À luz do tempo

Foi gratificante experimentar o ar gelado do outono me sugerindo um autoabraço, enquanto eu procurava uma posição confortável para o meu pescoço. Eu queria estar à vontade para apenas encontrar o céu. O lençol azul marinho se estendia generoso e estampado sobre a cidade, e ela, em reflexo, respondia com suas luzes postas.

Depois de testar ângulos diferentes que não fossem rasgados pela iluminação do poste, encontrei um canto favorável à observação. A chuva de meteoros de Líridas riscaria a madrugada de quarta, trazendo um pouco de ar fresco para os nossos pulmões sôfregos de ansiedade, devido à pandemia do novo coronavírus. Bom, era uma programação diferente da habitual, pelo menos aos plantonistas insones que não dormiam tranquilos na noite da ignorância. Ou àqueles que são os da primeira manhã, que após o sono dos justos, testemunhariam a saudação do cosmos a mais um dia de trabalho.
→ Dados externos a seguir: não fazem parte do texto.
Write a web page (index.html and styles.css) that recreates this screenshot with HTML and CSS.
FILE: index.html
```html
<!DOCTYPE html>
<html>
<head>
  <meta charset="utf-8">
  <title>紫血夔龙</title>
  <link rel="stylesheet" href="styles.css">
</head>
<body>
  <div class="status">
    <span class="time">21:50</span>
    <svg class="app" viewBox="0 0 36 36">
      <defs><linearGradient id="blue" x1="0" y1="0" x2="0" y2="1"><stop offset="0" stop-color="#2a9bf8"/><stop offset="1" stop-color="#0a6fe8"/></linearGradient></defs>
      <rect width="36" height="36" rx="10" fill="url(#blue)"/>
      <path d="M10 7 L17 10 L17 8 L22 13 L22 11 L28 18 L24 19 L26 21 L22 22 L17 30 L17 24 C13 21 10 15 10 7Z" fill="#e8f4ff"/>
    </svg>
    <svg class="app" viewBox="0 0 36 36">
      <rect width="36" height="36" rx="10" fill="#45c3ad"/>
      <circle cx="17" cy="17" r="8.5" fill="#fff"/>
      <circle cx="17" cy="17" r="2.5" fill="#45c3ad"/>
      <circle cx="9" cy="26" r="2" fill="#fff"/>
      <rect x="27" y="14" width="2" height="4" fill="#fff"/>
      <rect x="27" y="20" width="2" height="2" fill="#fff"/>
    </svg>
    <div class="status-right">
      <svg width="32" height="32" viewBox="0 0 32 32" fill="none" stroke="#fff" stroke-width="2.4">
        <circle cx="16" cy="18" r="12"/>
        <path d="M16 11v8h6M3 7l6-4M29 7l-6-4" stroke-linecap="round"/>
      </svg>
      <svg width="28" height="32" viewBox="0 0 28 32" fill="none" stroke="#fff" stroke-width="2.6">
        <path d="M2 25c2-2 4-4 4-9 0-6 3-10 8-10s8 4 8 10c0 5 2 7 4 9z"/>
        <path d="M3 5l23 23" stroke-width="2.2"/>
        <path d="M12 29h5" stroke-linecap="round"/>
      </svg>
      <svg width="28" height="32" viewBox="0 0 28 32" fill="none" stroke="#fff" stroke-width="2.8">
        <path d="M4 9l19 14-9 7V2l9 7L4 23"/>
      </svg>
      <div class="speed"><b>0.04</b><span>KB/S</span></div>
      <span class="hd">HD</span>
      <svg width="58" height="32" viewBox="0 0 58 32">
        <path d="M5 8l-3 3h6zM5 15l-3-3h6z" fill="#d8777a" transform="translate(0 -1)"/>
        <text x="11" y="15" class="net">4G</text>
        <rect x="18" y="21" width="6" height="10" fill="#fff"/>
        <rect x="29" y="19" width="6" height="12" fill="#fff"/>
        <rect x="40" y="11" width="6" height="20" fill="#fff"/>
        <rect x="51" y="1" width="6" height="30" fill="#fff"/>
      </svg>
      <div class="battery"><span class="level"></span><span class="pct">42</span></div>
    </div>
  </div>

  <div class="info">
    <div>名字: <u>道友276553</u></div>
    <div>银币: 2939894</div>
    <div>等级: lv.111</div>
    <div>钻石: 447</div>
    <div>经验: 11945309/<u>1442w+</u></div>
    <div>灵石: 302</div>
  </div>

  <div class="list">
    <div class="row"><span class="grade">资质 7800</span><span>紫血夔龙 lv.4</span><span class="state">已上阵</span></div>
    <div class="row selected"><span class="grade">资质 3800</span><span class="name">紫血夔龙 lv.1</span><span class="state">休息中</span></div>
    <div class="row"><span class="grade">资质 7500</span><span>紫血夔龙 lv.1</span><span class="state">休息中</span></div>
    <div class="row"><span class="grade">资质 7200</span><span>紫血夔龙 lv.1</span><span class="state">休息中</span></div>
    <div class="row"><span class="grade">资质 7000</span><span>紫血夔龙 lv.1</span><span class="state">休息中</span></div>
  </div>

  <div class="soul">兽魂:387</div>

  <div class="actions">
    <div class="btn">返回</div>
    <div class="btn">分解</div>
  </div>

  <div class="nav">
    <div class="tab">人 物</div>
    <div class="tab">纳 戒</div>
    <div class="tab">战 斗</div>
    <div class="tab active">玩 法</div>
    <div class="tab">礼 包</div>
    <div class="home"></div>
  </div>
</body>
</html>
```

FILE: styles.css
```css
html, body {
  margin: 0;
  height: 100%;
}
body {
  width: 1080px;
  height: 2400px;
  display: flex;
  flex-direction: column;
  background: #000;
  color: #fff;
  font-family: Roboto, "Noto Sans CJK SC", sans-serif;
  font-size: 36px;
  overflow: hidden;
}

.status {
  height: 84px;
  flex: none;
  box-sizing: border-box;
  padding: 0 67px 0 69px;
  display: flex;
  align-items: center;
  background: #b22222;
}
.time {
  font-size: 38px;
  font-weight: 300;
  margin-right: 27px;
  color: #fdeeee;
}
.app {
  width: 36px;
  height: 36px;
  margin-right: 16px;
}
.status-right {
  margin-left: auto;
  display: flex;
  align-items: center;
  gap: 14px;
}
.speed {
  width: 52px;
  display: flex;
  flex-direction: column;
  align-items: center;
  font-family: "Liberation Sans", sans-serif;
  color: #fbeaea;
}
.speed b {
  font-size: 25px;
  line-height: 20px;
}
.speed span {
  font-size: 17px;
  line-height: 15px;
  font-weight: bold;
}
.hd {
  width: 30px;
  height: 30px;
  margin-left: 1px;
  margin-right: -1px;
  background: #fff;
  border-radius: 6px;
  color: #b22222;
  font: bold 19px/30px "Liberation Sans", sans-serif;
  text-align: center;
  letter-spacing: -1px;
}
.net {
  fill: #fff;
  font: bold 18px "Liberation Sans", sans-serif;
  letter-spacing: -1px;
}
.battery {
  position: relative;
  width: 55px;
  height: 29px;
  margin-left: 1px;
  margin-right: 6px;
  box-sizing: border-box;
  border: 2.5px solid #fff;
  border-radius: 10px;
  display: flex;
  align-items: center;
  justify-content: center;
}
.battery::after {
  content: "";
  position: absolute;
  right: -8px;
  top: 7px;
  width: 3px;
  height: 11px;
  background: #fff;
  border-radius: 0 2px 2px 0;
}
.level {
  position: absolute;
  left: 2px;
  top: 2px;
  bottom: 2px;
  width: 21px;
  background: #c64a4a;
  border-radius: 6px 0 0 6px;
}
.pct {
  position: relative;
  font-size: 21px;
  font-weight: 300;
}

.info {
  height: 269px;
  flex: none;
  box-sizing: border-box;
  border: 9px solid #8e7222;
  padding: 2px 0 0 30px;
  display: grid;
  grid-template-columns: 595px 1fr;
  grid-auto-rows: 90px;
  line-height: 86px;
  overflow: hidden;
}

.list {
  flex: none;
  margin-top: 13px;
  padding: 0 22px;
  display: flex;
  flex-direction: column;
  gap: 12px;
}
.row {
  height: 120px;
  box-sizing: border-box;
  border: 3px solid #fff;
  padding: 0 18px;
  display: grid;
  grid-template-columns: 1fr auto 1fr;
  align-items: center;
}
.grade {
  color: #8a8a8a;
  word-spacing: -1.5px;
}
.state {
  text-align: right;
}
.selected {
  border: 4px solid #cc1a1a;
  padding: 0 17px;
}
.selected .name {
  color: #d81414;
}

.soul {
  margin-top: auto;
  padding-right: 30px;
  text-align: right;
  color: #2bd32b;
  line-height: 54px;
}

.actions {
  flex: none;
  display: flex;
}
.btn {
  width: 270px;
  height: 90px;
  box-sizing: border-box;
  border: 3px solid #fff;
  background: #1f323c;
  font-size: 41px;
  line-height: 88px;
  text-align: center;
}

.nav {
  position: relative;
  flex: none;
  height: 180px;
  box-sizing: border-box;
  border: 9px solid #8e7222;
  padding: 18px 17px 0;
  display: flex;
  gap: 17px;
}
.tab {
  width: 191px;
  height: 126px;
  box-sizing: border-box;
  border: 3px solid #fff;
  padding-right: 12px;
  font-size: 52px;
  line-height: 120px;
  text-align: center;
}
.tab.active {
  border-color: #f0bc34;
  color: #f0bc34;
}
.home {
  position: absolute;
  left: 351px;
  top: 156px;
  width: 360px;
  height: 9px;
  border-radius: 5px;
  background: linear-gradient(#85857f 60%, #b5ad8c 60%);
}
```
Após achar um bom lugar de frente para o cruzeiro do sul, mergulhei na música que tocava no fone de ouvido e relaxei. Nada cruzava o firmamento, a não ser meus olhos. Nem aves ou aeronaves, somente eu ali, fitando o passado. A luz que chega até nós vindas daqueles pontinhos estelares é de um ontem tão distante que nunca amanhece. Cogitar o momento presente daqueles corpos me faz lembrar que alguns deles talvez nem existam mais. Olhar o passado presente nas estatísticas da pandemia nos desconcerta: dados de acontecimentos referentes a duas ou três semanas atrás tomados como “atuais”, enquanto outros tantos números se perdem no breu das subnotificações de tendências exponenciais, que como as luzes tardias que se apagam no infinito, são camuflados aos olhos nus e meramente humanos.

Eu não via nenhum meteorito cair, mas eu sabia que passariam por lá. Assim foi todas as vezes que quis assistir ao evento. Ora as nuvens, ora a chuva, ora a altura da hora, não importa o impedimento, eu não alcançava o meu objetivo, ano após ano. Era como uma promessa que não conseguia se cumprir, parecia um conto, uma ficção. Minha fé seguia viva no fenômeno, embora para muitos, sem o concreto, não há crença. E da mesma forma que a névoa incandescente da metrópole me roubava o manto negro do espaço e as chances de sucesso, a calmaria da dor invisível de uma pandemia aparentemente “distante”, contada nas telas, distraia a multidão da escuridão da morte, onde quer ela que houvesse.

Para lidar com a minha frustração momentânea, avaliei se eu não estaria procurando no lado errado, se distraída ao trocar de música no dispositivo, as estrelas cadentes, sorrateiras, me fintassem o olhar. Houve uma vez, sem nenhum plano ou preparo, sem data, sem cadeira de praia ou colchonete, sem luneta ou lua nova, ao sair para por o lixo para fora, na velocidade de um relance, vupt! Uma estrela caiu. Logo me apressei e guardei o meu desejo, com os olhos bem apertados, como se essa compressão urgente fosse capaz realizá-lo. Teria sido eu atraída àquele evento? Talvez eu tenha aumentado a minha sorte num ato de disciplina, pois, desde criancinha, sob qualquer pretexto, visitava o quintal todas as noites para buscar o céu.

Cada um de nós faz o seu próprio caminho. E alguns, levados pelo desejo abafado de vivenciar, persistem convictos em si mesmos e alheios aos alertas e orientações da mãe amorosa, do pai cauteloso, do amigo carinhoso, do professor zeloso, da ciência especialista, da lei que orienta, da razão que norteia e de todos os entes responsáveis, incubidos do dever de cuidar. São estes que teimam os que demandam inconscientemente a tatuagem da experiência, por mais áspera e dolorida que ela seja, para introjetar o sentido do conhecimento e transformá-lo em sentimento. Inevitável é a queda das águas que bailam à beira do abismo antes de se transformar em cachoeira e ir regar outros remansos.

Foram quarenta minutos velando o céu até eu entender que o evento agendado da quarentena não me vestiria tão bem quanto as cobertas quentinhas e o abraço do meu companheiro. Voltei para a tranquilidade e o conforto do quarto, sabendo que horas depois eu me serviria da claridade e do calor da nossa estrela-mãe à intimidar o frio suave do outono, no nosso presente vívido e concreto. Ao inverno do porvir, a temperatura de sua véspera.

Antes de entregar o corpo ao repouso e os olhos aos sonhos, fiz um pedido com a força de um coração que batia bem apertado: era uma oração.